Казалось бы, для книги, еще пару лет назад представлявшейся крайне несвоевременной, пришел звездный час – конечно, вторая культура, как, впрочем, и многие другие формы культурного и политического противостояния не были востребованы перестраивавшимся обществом наравне, скажем, с культурой эмиграции или литературой и философией Серебряного века, однако и интерес к эпохе советского самиздата существовал, и, самое главное, сам факт публикации переставал быть криминальным, как для автора, так и для его персонажей, точнее — многочисленных прототипов.

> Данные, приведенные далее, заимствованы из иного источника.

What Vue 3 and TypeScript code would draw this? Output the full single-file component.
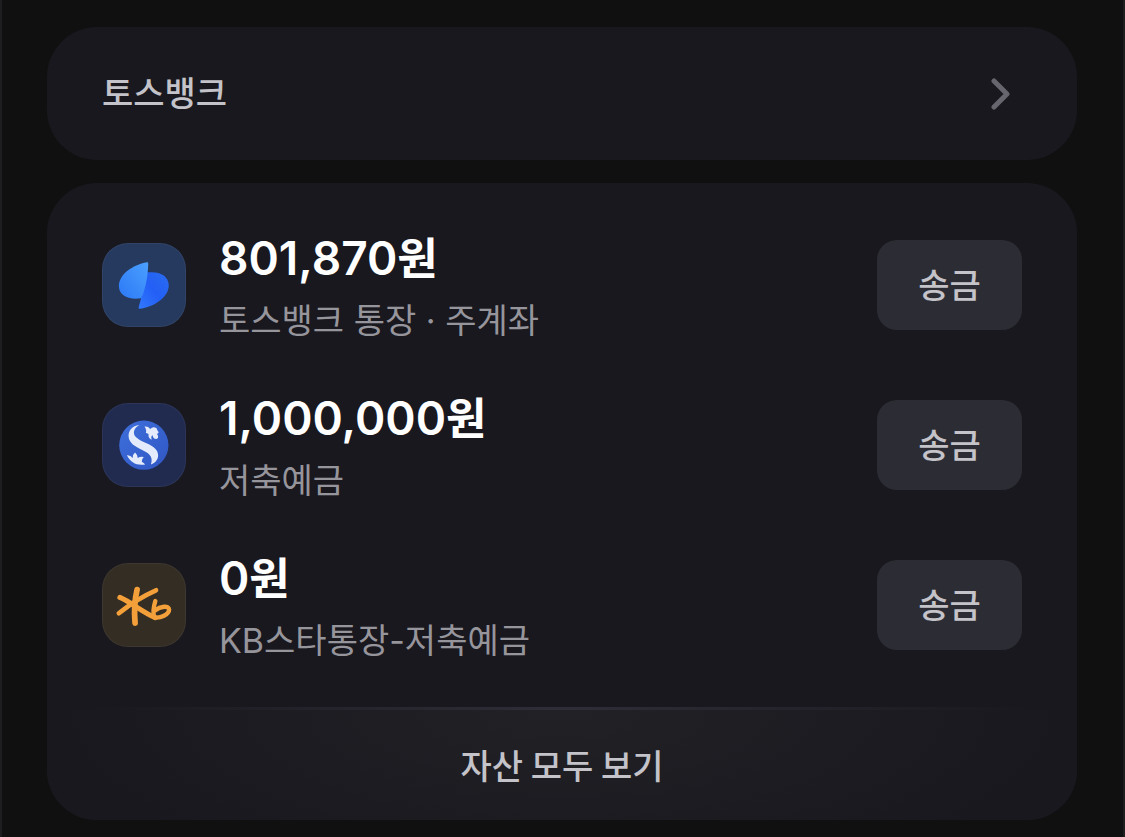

И, однако, «Момемуры» были опубликованы, причем, в новой версии, принципиально отличающейся от первых двух (самиздатских) редакцией, спустя целых 7 лет, когда интерес к самому феномену «второй культуры» еще более снизился. Эта отсрочка и новая редакция были не случайны. Анализируя стратегию автора в распространении «Момемуров» в разные периоды существования романа, можно прийти к выводу, что Берг сознательно тормозил издание романа — сначала на Западе, а затем, после начала перестройки, — в России. И не только потому, что его волновали проблемы безопасности. Можно ли издавать мемуары, пусто пародийные, но все равно довольно-таки раскованные и откровенные, очень часто ироничные, порой беспощадные, когда большинство героев живы, этот вопрос несомненно вставал перед автором. В следующем ниже комментарии Б. Мартынова, посвященном разысканию имен, используемых в «Момемурах», это проблема обсуждается и по сути дела снимается утверждением, что между романом – произведением художественным, вымышленным, и породившим его слоем жизни существует принципиальная разница. Однако эти вполне здравые соображения, очевидно, не до конца убеждали автора, который, скорее всего, довольно долго не мог победить свои сомнения.